The American Civil Liberties Union is circulating a message from Snowden that makes these salient points …

… arguing that you don't care about the right to privacy because you have nothing to hide is no different than saying you don't care about free speech because you have nothing to say. …. Ending mass surveillance of private phone calls under the Patriot Act is a historic victory for the rights of every citizen. Yet while we have reformed this one program, many others remain. We need to push back and challenge the lawmakers who defend these programs. We need to make it clear that a vote in favor of mass surveillance is a vote in favor of illegal and ineffective violations of the right to privacy for all Americans. … We can't take the right to privacy for granted, just like we can't take the right to free speech for granted. We can't let these invasions of our rights stand.

The ACLU adds:

While USA Freedom Act is a start, no one should mistake it for comprehensive reform – it leaves many of the government's most intrusive surveillance powers untouched, and it leaves disclosure and transparency loopholes.

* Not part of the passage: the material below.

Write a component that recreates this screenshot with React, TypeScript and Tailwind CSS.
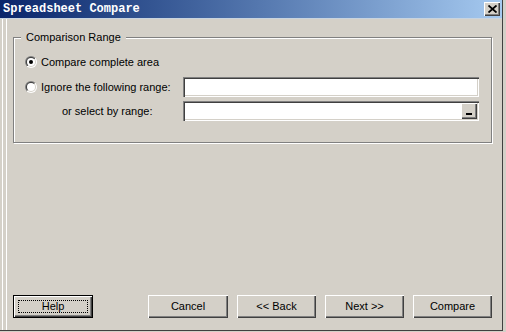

If you are concerned by unconstitutional domestic spying the ACLU helpfully includes a link that enables you to call the White House to urge further protections of your Fourth Amendment rights:

Take the next step: call the president's office and tell him to rein in Executive Order 12333. It's been used to collect info about millions of innocent people without any judicial oversight. It's time to bring the government's surveillance practices back in line with democratic values.

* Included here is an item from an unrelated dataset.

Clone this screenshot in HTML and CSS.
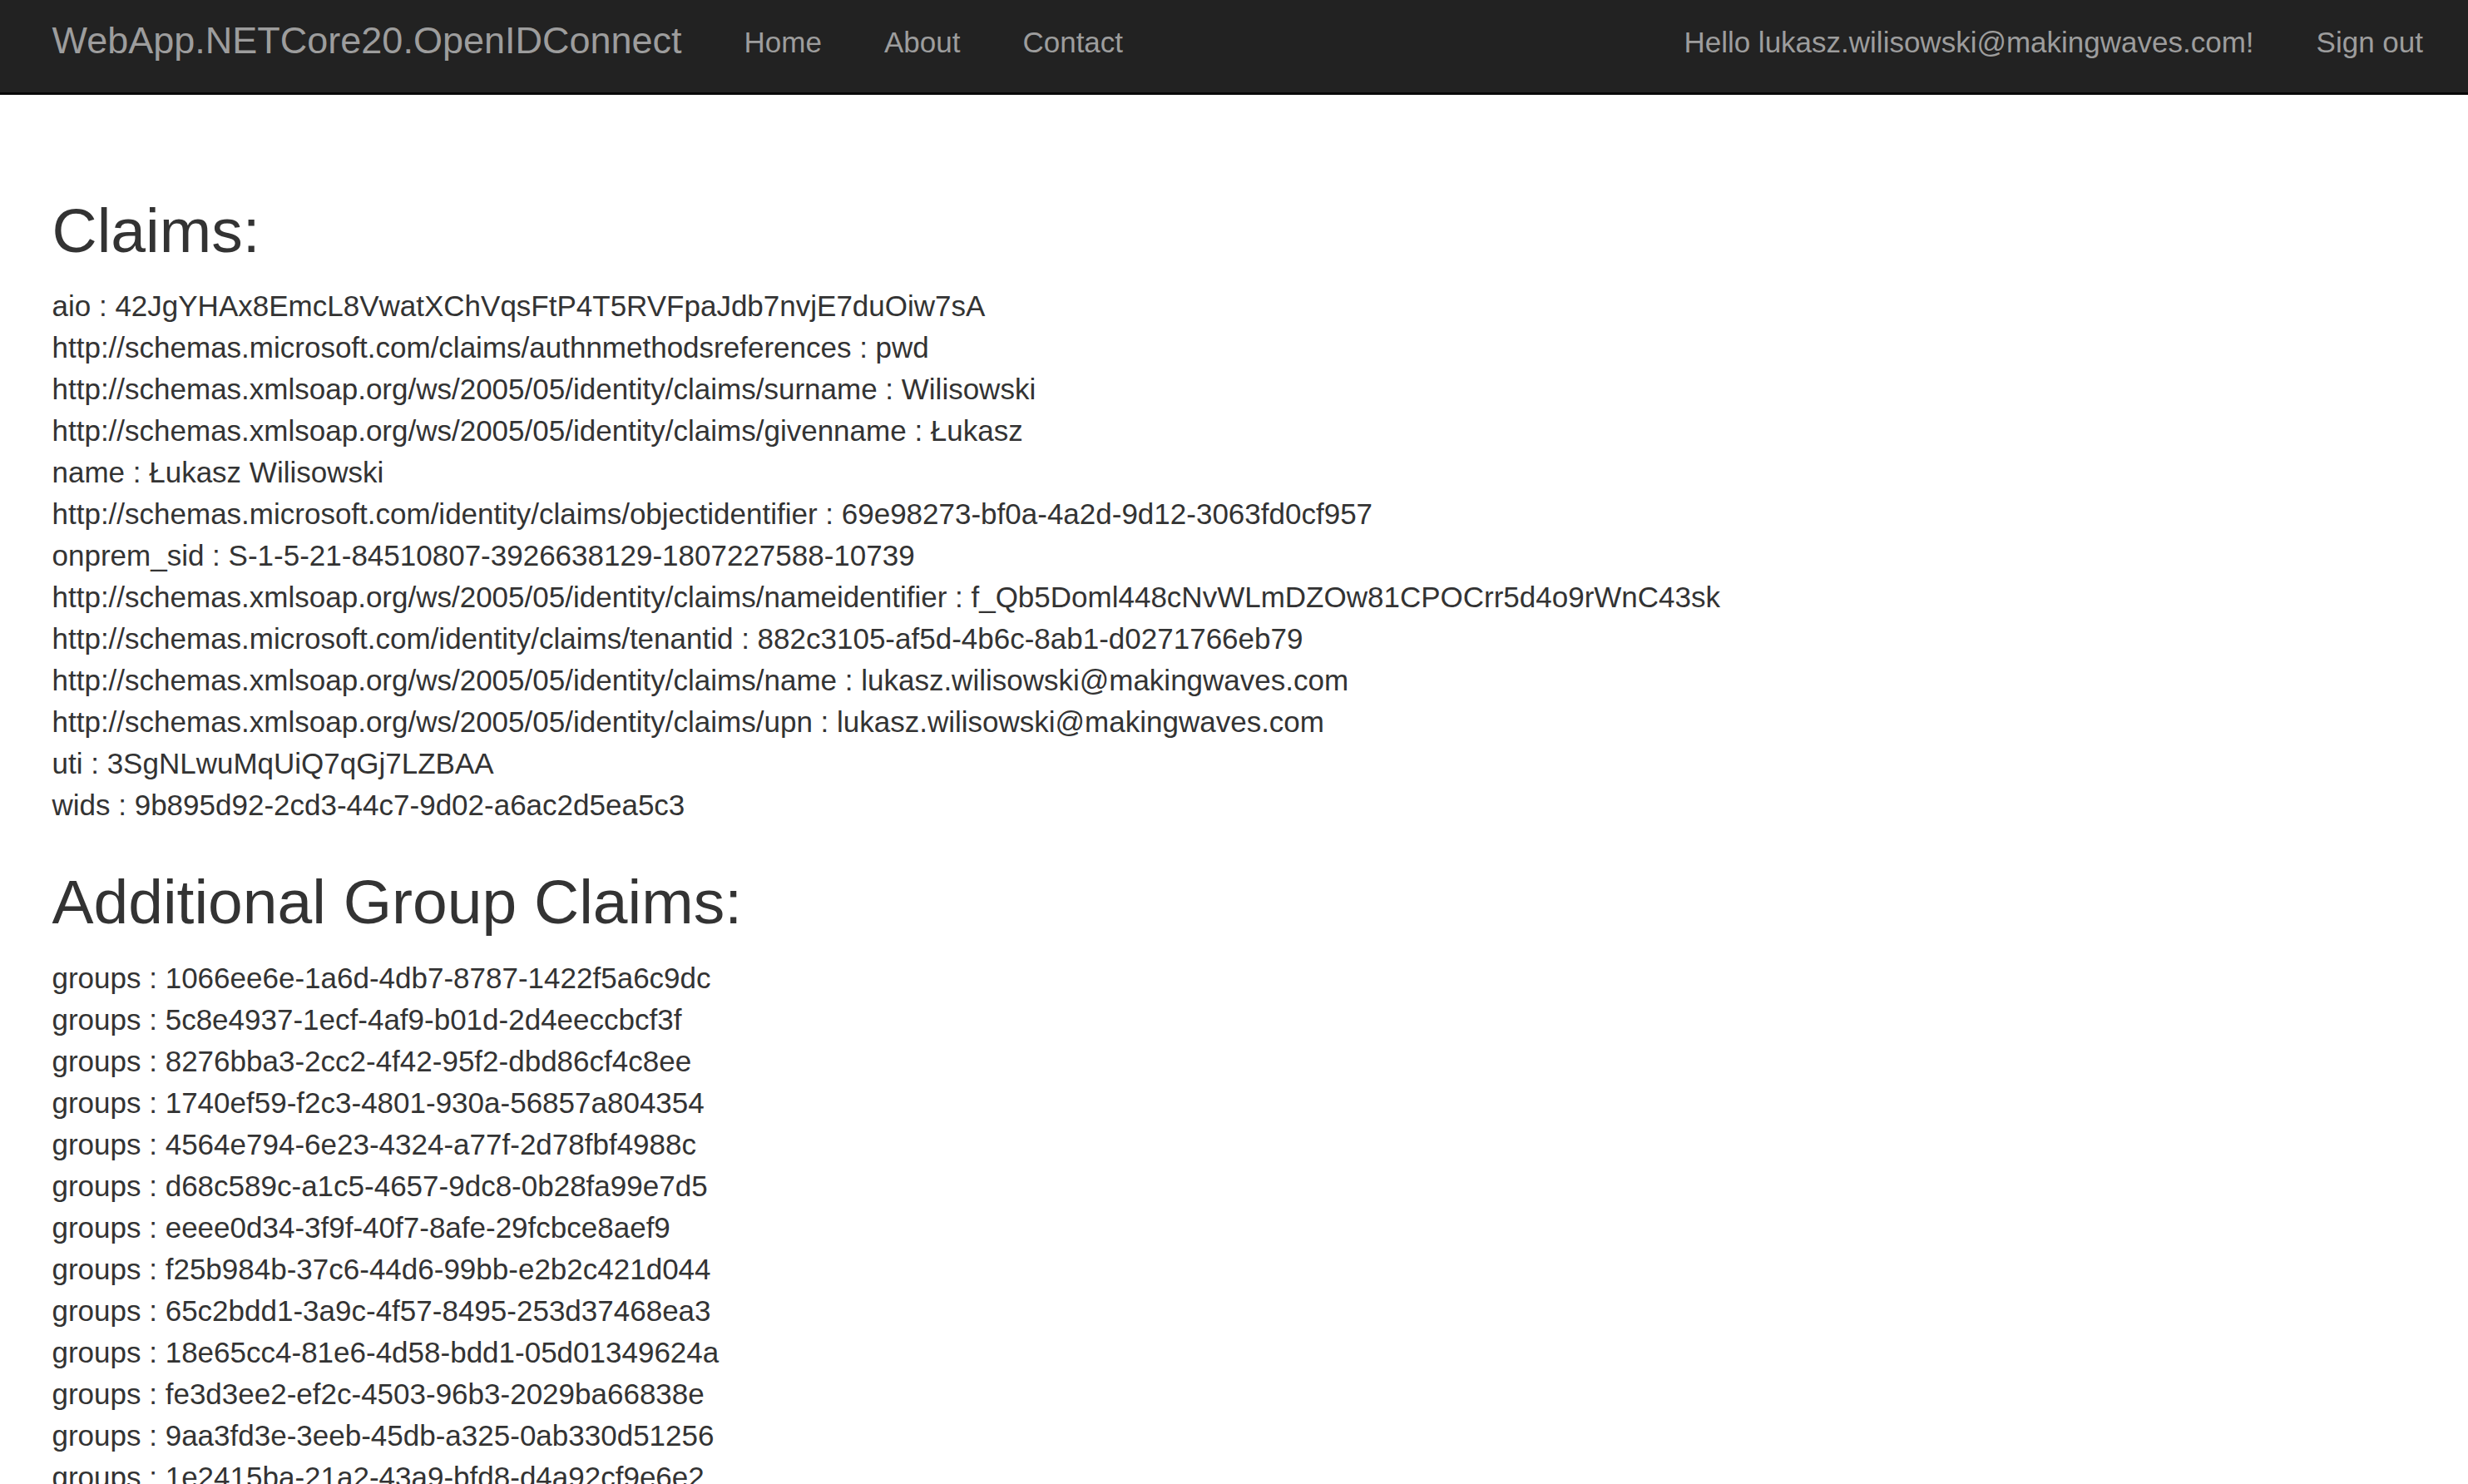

Also in today's New York Times Snowden celebrates the passage of the USA Freedom Act and a federal court judge's ruling that the NSA phone-tracking program was illegal. But he also points out that there is still plenty more work to do toward reclaiming our lost liberties and protecting our privacy. From the op-ed:

In a single month, the N.S.A.'s invasive call-tracking program was declared unlawful by the courts and disowned by Congress. After a White House-appointed oversight board investigation found that this program had not stopped a single terrorist attack, even the president who once defended its propriety and criticized its disclosure has now ordered it terminated. This is the power of an informed public. Ending the mass surveillance of private phone calls under the Patriot Act is a historic victory for the rights of every citizen, but it is only the latest product of a change in global awareness. … Beyond the frontiers of law, progress has come even more quickly. Technologists have worked tirelessly to re-engineer the security of the devices that surround us, along with the language of the Internet itself. Secret flaws in critical infrastructure that had been exploited by governments to facilitate mass surveillance have been detected and corrected. Basic technical safeguards such as encryption — once considered esoteric and unnecessary — are now enabled by default in the products of pioneering companies like Apple, ensuring that even if your phone is stolen, your private life remains private. Such structural technological changes can ensure access to basic privacies beyond borders, insulating ordinary citizens from the arbitrary passage of anti-privacy laws, such as those now descending upon Russia.

Despite the recent progress, the minions of national security surveillance state push onward:

We have learned that our government intentionally weakens the fundamental security of the Internet with "back doors" that transform private lives into open books. Metadata revealing the personal associations and interests of ordinary Internet users is still being intercepted and monitored on a scale unprecedented in history: As you read this online, the United States government makes a note.

The whole op-ed is well worth your attention.

While Snowden is facing prosecution by the Obama Administration under the Espionage Act, the man who lied under oath to Congress about the NSA domestic surveillance program, Director of National Intelligence James Clapper, still has his job and roams free.

Finally, let me say it again, Thank You Edward Snowden!

Disclosure: I am still a card-carrying member of the ACLU.